An asylum seeker who piloted a boat in the English Channel where four passengers drowned has lost his bid to challenge his convictions and sentence.
Ibrahima Bah was convicted of manslaughter and of facilitating a breach of UK immigration law and sentenced to nine and a half years’ detention in February, after steering the dinghy in an attempted crossing on 14 December, 2022.
During a retrial at Canterbury Crown Court, Bah said smugglers threatened to kill him if he did not drive the boat, but the prosecution said he was not telling the truth.
At the Court of Appeal earlier, the Lady Chief Justice Baroness Carr said Bah could not bring the appeal, ruling it was not “arguable”.
Richard Thomas KC, for Bah, previously described his trial as “touching on a highly politicised issue which gives rise to very strong feelings”.
‘Joint endeavour’
Jurors heard the home-built, low-quality inflatable dinghy should have had no more than 20 people on board, but carried about 45 people in the English Channel that night.
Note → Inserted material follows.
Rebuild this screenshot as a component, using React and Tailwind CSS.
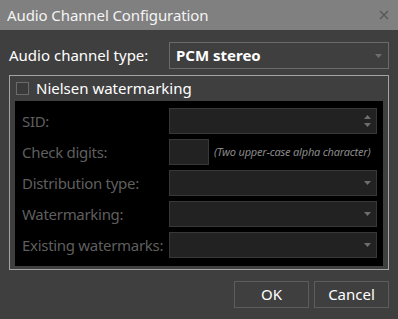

Mr Thomas told the Court of Appeal it had been a “joint endeavour” to travel to the UK.
He said the passengers made the journey “knowing the risks involved”.
However, Baroness Carr dismissed this argument, adding: “The judge correctly analysed that the fact that the deceased volunteered to join the boat could not establish a break in the chain of causation; the evidence to that effect was thus irrelevant to causation.”
She also ruled that the trial judge gave the right directions to the jury, stating: “An instruction to the jury inviting them to consider whether the fact that the deceased boarded the boat of their own free will broke the chain of causation would have amounted to a misdirection.”
The Crown Prosecution Service (CPS) opposed the appeal bid.
Duncan Atkinson KC, for the CPS, previously said: “This is a case where the passengers on the boat were acting in concert with their pilot.”
He added: “It was not the background or the scene setting, it was the continued act of facilitation at the time of their deaths which provided the circumstances in which the deaths occurred.”
The judge previously sentenced Bah, a Senegalese national, on the basis he was about 20 years old.
Thirty-nine survivors were brought to the Port of Dover after a UK fishing boat came across the sinking dinghy.
They were helped by the RNLI, air ambulance and UK Border Force.
Three of those who died were known only as unknown male persons.
The fourth person was named as Hajratullah Ahmadi, a 31-year-old man who had come from Afghanistan.